Bourke begins this sharp-edged work with the sentence: "We are a warring people" and goes on to reveal how military practices, technologies, and symbols are part of our daily lives. Nonfiction about soldiers and wars is one of the most popular genres and the success of violent movies such as American Sniper is just one example of how fascinated we are with war cinema. Kids are entranced by video games where the chief goal is participating in scenarios of violence, murder, and rampant carnage.

There are 310 million firearms in the United States and more than 30,000 are killed every year by guns, yet Congress has had trouble trying to pass even modest gun control laws.

Meanwhile, the militarization of American citizens continues; 1.4 million are currently on active duty. In 2010, it was reported that every year the Pentagon gives around $4 billion to universities for research support. The taxes people pay make armament manufacturers and investors very prosperous.

War walks into people's homes, dominates the media, and spreads into other arenas, including the war against terrorism and the war on drugs. Many citizens would say that the militarization of society is necessary to promote security and to insure freedom. Bourke has other ideas about warfare and military violence.

During the twentieth century wars, military experts found ways to speak about violence against others in ways that lessened the pain by making it attractive, abstract, or absent. Bourke looks at how wars affect all our lives: "Violence circulates from soldiers to civilians, from friends to enemies and from foreign nations to the heart of homelands. It poisons our local and global environments." And when the combat stops, the weapon systems we have put in place prove to be very helpful in "policing and punishing those of us at home." Check out the author's commentary on nuclear technologies, drone warfare, gas attacks, and the use of so-called non-lethal projectiles.

Some of the other topics covered in this revealing book are the inadequacy of international law in addressing war crimes and atrocities; the dark science of ballistics; and the dangers for kids playing war and violent gaming. She also exposes the tragedy of collateral damage — all the innocent lives lost as a result of wars; between 43 and 44 million non-combatants were killed in all wars in the twentieth century.
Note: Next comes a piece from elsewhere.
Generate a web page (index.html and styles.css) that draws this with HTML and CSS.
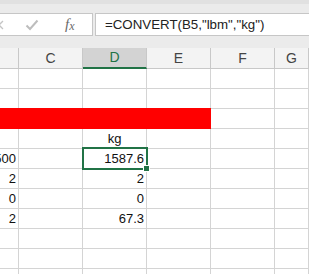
FILE: index.html
```html
<!DOCTYPE html>
<html lang="en">
<head>
    <meta charset="UTF-8">
    <title>Sheet</title>
    <link rel="stylesheet" href="styles.css">
</head>
<body>
    <div class="topbar">
        <div class="fbar">
            <div class="tools">
                <svg class="ico-x" width="10" height="10" viewBox="0 0 10 10">
                    <path d="M1 1 L9 9 M9 1 L1 9" stroke="#c4c4c4" stroke-width="1.3" fill="none"/>
                </svg>
                <svg class="ico-check" width="14" height="12" viewBox="0 0 14 12">
                    <path d="M1.5 6.5 L5 10 L12.5 1.5" stroke="#bdbdbd" stroke-width="2" fill="none"/>
                </svg>
                <span class="fx">f<span class="fx-x">x</span></span>
            </div>
            <div class="formula">=CONVERT(B5,"lbm","kg")</div>
        </div>
    </div>

    <div class="sheet">
        <!-- column headers -->
        <div class="hd"></div>
        <div class="hd">C</div>
        <div class="hd hd-sel">D</div>
        <div class="hd">E</div>
        <div class="hd">F</div>
        <div class="hd">G</div>

        <div class="c"></div><div class="c"></div><div class="c"></div><div class="c"></div><div class="c"></div><div class="c"></div>
        <div class="c"></div><div class="c"></div><div class="c"></div><div class="c"></div><div class="c"></div><div class="c"></div>

        <div class="c red"></div><div class="c red"></div><div class="c red"></div><div class="c red"></div><div class="c"></div><div class="c"></div>

        <div class="c"></div><div class="c"></div><div class="c mid">kg</div><div class="c"></div><div class="c"></div><div class="c"></div>

        <div class="c num clip">3500</div><div class="c"></div>
        <div class="c num sel">1587.6<span class="sel-box"><span class="handle"></span></span></div>
        <div class="c"></div><div class="c"></div><div class="c"></div>

        <div class="c num">2</div><div class="c"></div><div class="c num">2</div><div class="c"></div><div class="c"></div><div class="c"></div>
        <div class="c num">0</div><div class="c"></div><div class="c num">0</div><div class="c"></div><div class="c"></div><div class="c"></div>
        <div class="c num">2</div><div class="c"></div><div class="c num">67.3</div><div class="c"></div><div class="c"></div><div class="c"></div>

        <div class="c"></div><div class="c"></div><div class="c"></div><div class="c"></div><div class="c"></div><div class="c"></div>
        <div class="c"></div><div class="c"></div><div class="c"></div><div class="c"></div><div class="c"></div><div class="c"></div>
        <div class="c"></div><div class="c"></div><div class="c"></div><div class="c"></div><div class="c"></div><div class="c"></div>
    </div>
</body>
</html>
```

FILE: styles.css
```css
body {
    margin: 0;
    width: 309px;
    height: 274px;
    overflow: hidden;
    background: #fff;
    font-family: "Liberation Sans", Arial, sans-serif;
}
.topbar {
    height: 48px;
    box-sizing: border-box;
    background: #ebebeb;
    border-top: 4px solid #e1e1e1;
    padding-top: 9px;
}
.fbar {
    display: flex;
    gap: 2px;
    height: 23px;
}
.tools {
    width: 93px;
    box-sizing: border-box;
    background: #fff;
    border: 1px solid #c6c6c6;
    border-left: none;
    display: flex;
    align-items: center;
}
.ico-x {
    margin-left: -6px;
}
.ico-check {
    margin-left: 21px;
}
.fx {
    margin-left: 26px;
    font-family: "Liberation Serif", serif;
    font-style: italic;
    font-size: 15px;
    color: #6a6a6a;
}
.fx-x {
    font-size: 12px;
    vertical-align: -1px;
}
.formula {
    flex: 1;
    box-sizing: border-box;
    background: #fff;
    border: 1px solid #c6c6c6;
    border-right: none;
    padding-left: 9px;
    font-size: 13.3px;
    line-height: 21px;
    color: #222;
    white-space: nowrap;
}
.sheet {
    display: grid;
    grid-template-columns: 19px 64px 64px 64px 64px 1fr;
    grid-template-rows: 21px;
    grid-auto-rows: 20px;
}
.hd {
    box-sizing: border-box;
    background: #f3f3f3;
    border-right: 1px solid #c8c8c8;
    border-bottom: 1px solid #c8c8c8;
    text-align: center;
    font-size: 14px;
    line-height: 20px;
    color: #444;
}
.hd-sel {
    background: #d3d3d3;
    color: #217346;
    border-bottom: 2px solid #217346;
    line-height: 19px;
}
.c {
    box-sizing: border-box;
    border-right: 1px solid #d4d4d4;
    border-bottom: 1px solid #d4d4d4;
    font-size: 13px;
    line-height: 19px;
    padding: 0 2px;
    color: #111;
    white-space: nowrap;
}
.num {
    display: flex;
    justify-content: flex-end;
}
.clip {
    overflow: hidden;
}
.mid {
    text-align: center;
}
.red {
    background: #ff0000;
    border-color: #ff0000;
    box-shadow: 0 -1px 0 #ff0000;
}
.sel {
    position: relative;
}
.sel-box {
    position: absolute;
    left: -1px;
    top: -2px;
    right: -2px;
    bottom: -2px;
    border: 2px solid #217346;
}
.handle {
    position: absolute;
    right: -4px;
    bottom: -4px;
    width: 5px;
    height: 5px;
    background: #217346;
    border: 1px solid #fff;
}
```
"We can stop wounding the world," writes Bourke and she is right. We can switch our allegiance from military ideologies, practices, and symbols to peace, ecology, and justice. We can choose life by becoming nonviolent in our own activities. We can give up our enslavement to violent movies, TV shows, and games. We can read authors who lift our spirits with visions of cooperative living. We can refuse to listen to those who are hostile rather than hospitable to strangers and outsiders. We can abandon the dualistic view of the world that is so central to military perspectives. We can join anti-war movements and march in demonstrations. And we can pray for our children and our children's children that they will not have to live under the pressures and insanity of war without end.